Before any continuation of the story or further legal developments could take place, Warrior ended in 1985 after 26 issues, having lost Skinn what he would later estimate at between $36,000 to $40,000. He switched his attention to syndicating its contents for the American market as a package through Mike Friedrich of Star*Reach. At this stage Moore was refusing any attempt to rename the character. DC Comics liked the material but Dick Giordano refused on the grounds that the company was having enough trouble with Marvel over the trademark to Captain Marvel and didn't need another potential clash. Marvel themselves also passed; while Editor-in-chief Jim Shooter liked the strip he felt any character with Marvel in their name would be seen as an ambassador for the company, which didn't fit the revisionist nature of the story.

Pacific Comics
Moore would eventually relent and allow the character to be renamed Miracleman (ironically a name previously used for an alternative universe version of the character in a story he wrote for Marvel's Captain Britain), allowing a deal to be struck with Pacific Comics. However reprints hit a fresh snag when Davis - in what he later admitted was a counterstroke to Moore's refusal to allow Captain Britain reprints - blocked use of the character.

Eclipse Comics
During this impasse Pacific Comics folded, and their assets were purchased by Eclipse Comics co-founder Dean Mullaney. Davis was initially still reluctant, especially considering Eclipse made what he felt were derisory offers, but eventually tired of bitter phone-calls with Skinn and Moore and handed his share to Leach. Davis' permission was still required to reprint his work for the Eclipse series; the artist has stated he never gave consent; while Moore has said the title was delayed while he tried to ascertain if the correct authorisation had been arranged by the publisher, Miracleman #1 was released on 16 July 1985. Both the story and the characters were renamed to avoid further legal attention from Marvel. In early 1986 Eclipse would buy out the perceived shares owned by Skinn and Leach, leading to a situation with the publisher believing they owned 2/3rds of the property and Moore 1/3rd.

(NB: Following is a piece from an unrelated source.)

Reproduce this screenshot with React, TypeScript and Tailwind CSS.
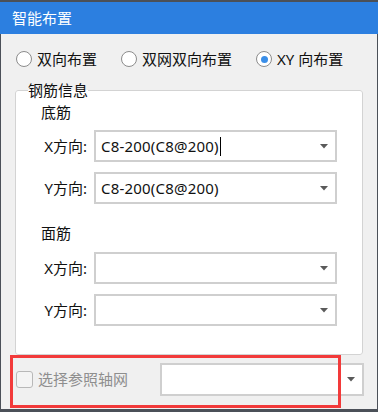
import React from 'react'

const font = { fontFamily: '"Noto Sans", "Noto Sans CJK SC", sans-serif' }

function Arrow() {
  return (
    <svg width="8" height="5" viewBox="0 0 8 5" className="shrink-0">
      <path d="M0 0 L8 0 L4 4.5 Z" fill="#5a5a5a" />
    </svg>
  )
}

function Combo({ value, caret }: { value?: string; caret?: boolean }) {
  return (
    <div className="flex h-[32px] w-[243px] items-center border-2 border-[#cfcfcf] bg-white pl-[5px] pr-[7px]">
      <div className="flex flex-1 items-center text-[15px] tracking-[0.2px] text-[#111]">
        {value}
        {caret && <span className="ml-[1px] h-[19px] w-px bg-black" />}
      </div>
      <Arrow />
    </div>
  )
}

function Radio({ label, checked }: { label: string; checked?: boolean }) {
  return (
    <div className="flex items-center gap-[5px]">
      <span className="flex h-[16px] w-[16px] items-center justify-center rounded-full border border-[#8c8c8c] bg-white">
        {checked && <span className="h-[7px] w-[7px] rounded-full bg-[#3a8ee8]" />}
      </span>
      <span className="text-[15px] leading-[20px] text-[#111]">{label}</span>
    </div>
  )
}

function Row({ label, value, caret }: { label: string; value?: string; caret?: boolean }) {
  return (
    <div className="flex items-center gap-[7px]">
      <span className="w-[46px] text-right text-[15px] text-[#111]">{label}</span>
      <Combo value={value} caret={caret} />
    </div>
  )
}

export default function App() {
  return (
    <div className="flex h-[412px] w-[378px] flex-col overflow-hidden bg-[#4b5058]" style={font}>
      <div className="mt-[2px] flex h-[32px] items-center bg-[#2c7fe0] pl-[12px] text-[15px] text-white">
        智能布置
      </div>
      <div className="relative mx-[1px] flex h-[375px] flex-col bg-[#f0f0f0]">
        {/* radios */}
        <div className="mt-[15px] flex items-center pl-[15px]">
          <Radio label="双向布置" />
          <div className="ml-[24px]">
            <Radio label="双网双向布置" />
          </div>
          <div className="ml-[24px]">
            <Radio label="XY 向布置" checked />
          </div>
        </div>

        {/* group box */}
        <fieldset className="ml-[14px] mt-[11px] w-[348px] rounded-[3px] border border-[#d3d3d3] bg-white">
          <legend className="ml-[12px] text-[15px] leading-[20px] text-[#111]">钢筋信息</legend>
          <div className="flex flex-col pb-[28px] pl-[25px] pt-[2px]">
            <div className="text-[15px] leading-[20px] text-[#111]">底筋</div>
            <div className="mt-[8px] flex flex-col gap-[10px]">
              <Row label="X方向:" value="C8-200(C8@200)" caret />
              <Row label="Y方向:" value="C8-200(C8@200)" />
            </div>
            <div className="mt-[19px] text-[15px] leading-[20px] text-[#111]">面筋</div>
            <div className="mt-[9px] flex flex-col gap-[10px]">
              <Row label="X方向:" />
              <Row label="Y方向:" />
            </div>
          </div>
        </fieldset>

        {/* bottom row */}
        <div className="mt-[8px] flex items-center pl-[15px]">
          <span className="h-[17px] w-[17px] rounded-[3px] border border-[#b8b8b8] bg-[#f4f4f4]" />
          <span className="ml-[5px] text-[15px] text-[#8e8e8e]">选择参照轴网</span>
          <div className="ml-[32px] flex h-[33px] w-[204px] items-center justify-end border-2 border-[#cfcfcf] bg-white pr-[7px]">
            <Arrow />
          </div>
        </div>

        {/* red annotation */}
        <div className="absolute left-[9px] top-[321px] h-[53px] w-[331px] border-[3px] border-[#f23a3a]" />
      </div>
    </div>
  )
}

Skinn, Leach, Davis and Moore have all gone on the record to say they were not correctly paid by Eclipse, with Skinn noted that Anglo also went unpaid for reprints of his work. After wrapping up his acclaimed run on the series in Miracleman #16, Moore handpicked Neil Gaiman as his successor and gave him his perceived share, which the new writer then split with artist Mark Buckingham. Gaiman would later also note Eclipse's poor record with payments, noting he and Buckingham eventually adopted a system whereby they would not start work on an issue until they had been paid for the next as an explanation for the supposedly bimonthly title's frequent delays. For her part, Eclipse editor-in-chief Catherine Yronwode would use Miracleman #24's letters column to accuse Skinn of not passing on payments to creators, and falsely representing himself as agent of cover artist Mick Austin - something Skinn denied.

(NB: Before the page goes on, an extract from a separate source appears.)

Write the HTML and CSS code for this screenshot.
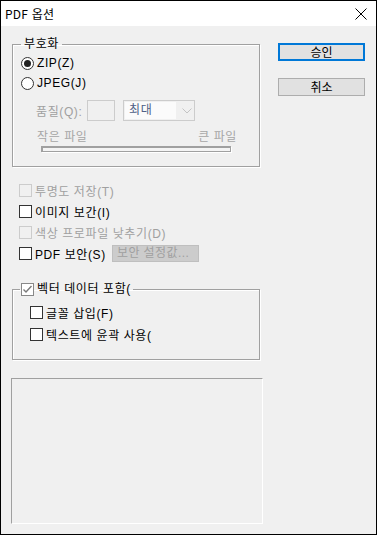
FILE: index.html
```html
<!DOCTYPE html>
<html lang="ko">
<head>
    <meta charset="UTF-8">
    <title>PDF 옵션</title>
    <link rel="stylesheet" href="styles.css">
</head>
<body>

    <div class="window">

        <!-- Title Bar -->
        <div class="titlebar">
            <span class="title">PDF 옵션</span>
            <svg class="close" width="12" height="12" viewBox="0 0 12 12">
                <path d="M0.5 0.5 L11.5 11.5 M11.5 0.5 L0.5 11.5" stroke="#000" stroke-width="1" fill="none"/>
            </svg>
        </div>

        <div class="client">
            <div class="left">

                <!-- Encoding group -->
                <fieldset class="group encoding">
                    <legend>부호화</legend>
                    <div class="radio-row"><span class="radio checked"></span>ZIP(Z)</div>
                    <div class="radio-row"><span class="radio"></span>JPEG(J)</div>

                    <div class="quality-row">
                        <span class="quality-label">품질(Q):</span>
                        <span class="quality-box"></span>
                        <span class="combo">
                            <span class="combo-text">최대</span>
                            <svg class="chevron" width="10" height="6" viewBox="0 0 10 6">
                                <path d="M0.5 0.5 L5 5 L9.5 0.5" stroke="#c4c4c4" fill="none"/>
                            </svg>
                        </span>
                    </div>

                    <div class="size-labels">
                        <span>작은 파일</span>
                        <span>큰 파일</span>
                    </div>
                    <div class="slider-track"></div>
                </fieldset>

                <!-- Options -->
                <div class="options">
                    <div class="check-row disabled"><span class="checkbox"></span>투명도 저장(T)</div>
                    <div class="check-row"><span class="checkbox"></span>이미지 보간(I)</div>
                    <div class="check-row disabled"><span class="checkbox"></span>색상 프로파일 낮추기(D)</div>
                    <div class="check-row">
                        <span class="checkbox"></span>
                        <span class="pdf-label">PDF 보안(S)</span>
                        <span class="btn-disabled">보안 설정값...</span>
                    </div>
                </div>

                <!-- Vector data group -->
                <fieldset class="group vector">
                    <legend>
                        <span class="checkbox checked">
                            <svg width="11" height="11" viewBox="0 0 11 11">
                                <path d="M1.5 5.5 L4 8 L9.5 2" stroke="#7a7a7a" stroke-width="1.4" fill="none"/>
                            </svg>
                        </span>벡터 데이터 포함(
                    </legend>
                    <div class="check-row sub"><span class="checkbox"></span>글꼴 삽입(F)</div>
                    <div class="check-row sub"><span class="checkbox"></span>텍스트에 윤곽 사용(</div>
                </fieldset>

                <div class="preview"></div>
            </div>

            <!-- Dialog buttons -->
            <div class="right">
                <button class="btn default">승인</button>
                <button class="btn">취소</button>
            </div>
        </div>
    </div>

</body>
</html>
```

FILE: styles.css
```css
body {
    margin: 0;
    font-family: "Liberation Sans", "Noto Sans CJK KR", sans-serif;
    font-size: 12px;
    letter-spacing: 0.6px;
    color: #000;
}

.window {
    width: 377px;
    height: 535px;
    box-sizing: border-box;
    border: 1px solid #000;
    background-color: #f0f0f0;
    display: flex;
    flex-direction: column;
}

/* Title Bar */
.titlebar {
    height: 25px;
    background-color: #fff;
    display: flex;
    align-items: center;
    padding-left: 4px;
}

.title {
    font-family: "Noto Sans CJK KR", sans-serif;
    font-size: 12px;
    line-height: 14px;
    letter-spacing: 0.2px;
}

.close {
    margin-left: auto;
    margin-right: 9px;
}

/* Client area */
.client {
    display: flex;
    flex: 1;
}

.left {
    width: 252px;
    padding-left: 11px;
}

.right {
    padding-left: 14px;
    padding-top: 17px;
    display: flex;
    flex-direction: column;
}

/* Group boxes */
.group {
    margin: 0;
    width: 248px;
    box-sizing: border-box;
    border: 1px solid #a0a0a0;
    box-shadow: 1px 1px 0 #fff, inset 1px 1px 0 #fff;
    padding: 0;
    min-inline-size: 0;
}

.group legend {
    line-height: 12px;
    padding: 0 3px;
    margin-left: 8px;
}

.encoding {
    margin-top: 12px;
    padding-top: 3px;
    padding-bottom: 14px;
}

.radio-row {
    height: 20px;
    display: flex;
    align-items: center;
    padding-left: 8px;
}

.radio {
    width: 13px;
    height: 13px;
    box-sizing: border-box;
    border: 1px solid #333;
    border-radius: 50%;
    background-color: #fff;
    margin-right: 3px;
    display: flex;
    align-items: center;
    justify-content: center;
}

.radio.checked::after {
    content: "";
    width: 7px;
    height: 7px;
    border-radius: 50%;
    background-color: #222;
}

/* Quality row (disabled) */
.quality-row {
    margin-top: 7px;
    height: 21px;
    display: flex;
    align-items: center;
    padding-left: 23px;
    color: #a0a0a0;
}

.quality-label {
    width: 51px;
}

.quality-box {
    width: 28px;
    height: 21px;
    box-sizing: border-box;
    border: 1px solid #cccccc;
    background-color: #f0f0f0;
}

.combo {
    margin-left: 8px;
    width: 72px;
    height: 21px;
    box-sizing: border-box;
    border: 1px solid #cccccc;
    background-color: #f0f0f0;
    display: flex;
    align-items: center;
    padding: 1px;
}

.combo-text {
    width: 51px;
    height: 17px;
    background-color: #fbfbfb;
    color: #4d5f86;
    line-height: 17px;
    padding-left: 4px;
    box-sizing: border-box;
}

.chevron {
    margin-left: 6px;
}

.size-labels {
    margin-top: 9px;
    margin-left: 24px;
    width: 200px;
    height: 14px;
    line-height: 14px;
    display: flex;
    justify-content: space-between;
    color: #a6a6a6;
}

.slider-track {
    margin-top: 2px;
    margin-left: 28px;
    width: 190px;
    height: 6px;
    box-sizing: border-box;
    border: 2px solid #a0a0a0;
    border-right-width: 1px;
    border-bottom-width: 1px;
    background-color: #f4f4f4;
    box-shadow: 1px 1px 0 #fff;
}

/* Checkbox rows */
.options {
    margin-top: 13px;
    margin-bottom: 18px;
}

.check-row {
    height: 21px;
    display: flex;
    align-items: center;
    padding-left: 7px;
}

.check-row.disabled {
    color: #a0a0a0;
}

.checkbox {
    width: 13px;
    height: 13px;
    box-sizing: border-box;
    border: 1px solid #333;
    background-color: #fff;
    margin-right: 3px;
    display: inline-flex;
    align-items: center;
    justify-content: center;
    flex-shrink: 0;
}

.check-row.disabled .checkbox {
    border-color: #cccccc;
    background-color: #f0f0f0;
}

.pdf-label {
    width: 77px;
    white-space: nowrap;
}

.btn-disabled {
    width: 87px;
    height: 17px;
    box-sizing: border-box;
    border: 1px solid #bfbfbf;
    background-color: #cccccc;
    color: #a0a0a0;
    line-height: 15px;
    padding-left: 4px;
    letter-spacing: 0.4px;
    white-space: nowrap;
    overflow: hidden;
}

/* Vector group */
.vector {
    padding-top: 5px;
    padding-bottom: 14px;
}

.vector legend {
    display: flex;
    align-items: center;
    line-height: 14px;
    margin-left: 7px;
    padding: 0 2px 0 1px;
}

.vector legend .checkbox {
    border-color: #888;
}

.check-row.sub {
    height: 22px;
    padding-left: 17px;
}

/* Preview area */
.preview {
    margin-top: 18px;
    margin-left: -1px;
    width: 252px;
    height: 146px;
    box-sizing: border-box;
    border: 1px solid #fff;
    border-top-color: #a0a0a0;
    border-left-color: #a0a0a0;
}

/* Dialog buttons */
.btn {
    width: 87px;
    height: 18px;
    box-sizing: border-box;
    border: 1px solid #adadad;
    background-color: #e1e1e1;
    font-family: "Noto Sans CJK KR", sans-serif;
    font-size: 12px;
    line-height: 14px;
    padding: 0;
    color: #000;
}

.btn.default {
    border: 2px solid #0078d7;
    margin-bottom: 17px;
}
```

Despite Miracleman itself being a commercial and critical success a mixture of the mid-1990s evolution of the direct market distribution system, an audit initated by Toren Smith that revealed fraudulent accounting and the fractious divorce of Mullaney and Yronwoode led to Eclipse collapsing in 1994. The company had complete versions of both Miracleman #25 and the first issue of spinoff Miracleman Triumphant but due to their parlous financial state no printer would extend them credit. Claiming she was worried about Mulvaney's erratic behaviour, she returned the artwork to the creators.

McFarlane Productions
Eclipse's assets were purchased in 1996 by Spawn creator Todd McFarlane for $25,000. Among them were the masters for Miracleman; McFarlane also believed it included the rights to the characters. One-time collaborators, Gaiman and McFarlane were already in dispute over the ownership of the character Angela, and the purchase of the Eclipse property drove a further wedge between them as McFarlane outbid Gaiman's friend Roger Broughton in the process. The former believed that legally the character would revert to the creators in the event of the title being cancelled, and a drawn-out legal battle began.

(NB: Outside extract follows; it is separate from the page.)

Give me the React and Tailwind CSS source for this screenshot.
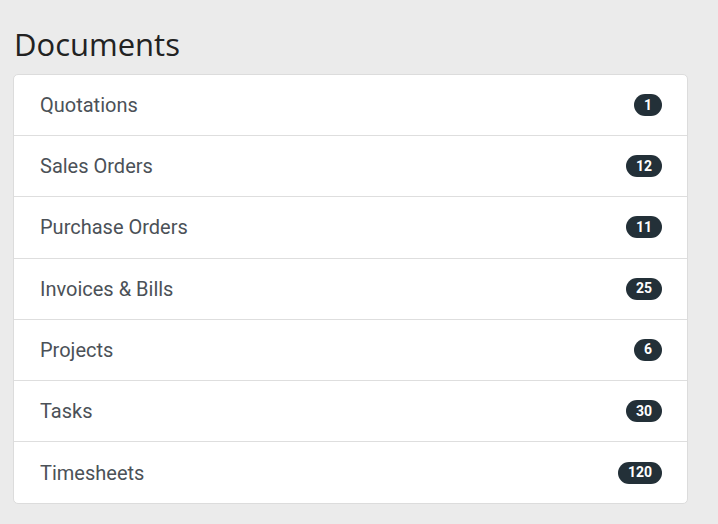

In 2001, McFarlane said that he owned all rights related to Miracleman, dismissing Neil Gaiman's claims of co-ownership, and announced that the character would appear in Hellspawn. In the same year Marvel's new EiC Joe Quesada declared that the company would not pursue any legal action against use of the name 'Marvelman' on any future continuation, also announcing the commissioning of the maxi-series Marvel: 1602 from Gaiman. Profits from the series would be donated to Marvels and Miracles, LLC - a concern formed by Gaiman and his lawyer Kenneth F. Levin to pursue ownership of Miracleman. The writer's dedication in the collected editions of 1602 reads, in part, "To Todd, for making it necessary".

McFarlane introduced Mike Moran (Miracleman's alter ego) in Hellspawn #6 in February 2001, with the alleged intention of returning Miracleman himself in Hellspawn #13. The artist also released a Miracleman cold-cast statue, as well as a  scale action figure that was partnered with Spawn in a San Diego Comic-Con exclusive two-pack. In 2002 Gaiman sued McFarlane over his unauthorised use of Miracleman and the characters he had created for Spawn (including Angela, Cogliostro and Medieval Spawn. According to Gaiman, the evidence presented in the course of the lawsuit revealed that the rights for Miracleman were not included in McFarlane's purchase of Eclipse Comics assets.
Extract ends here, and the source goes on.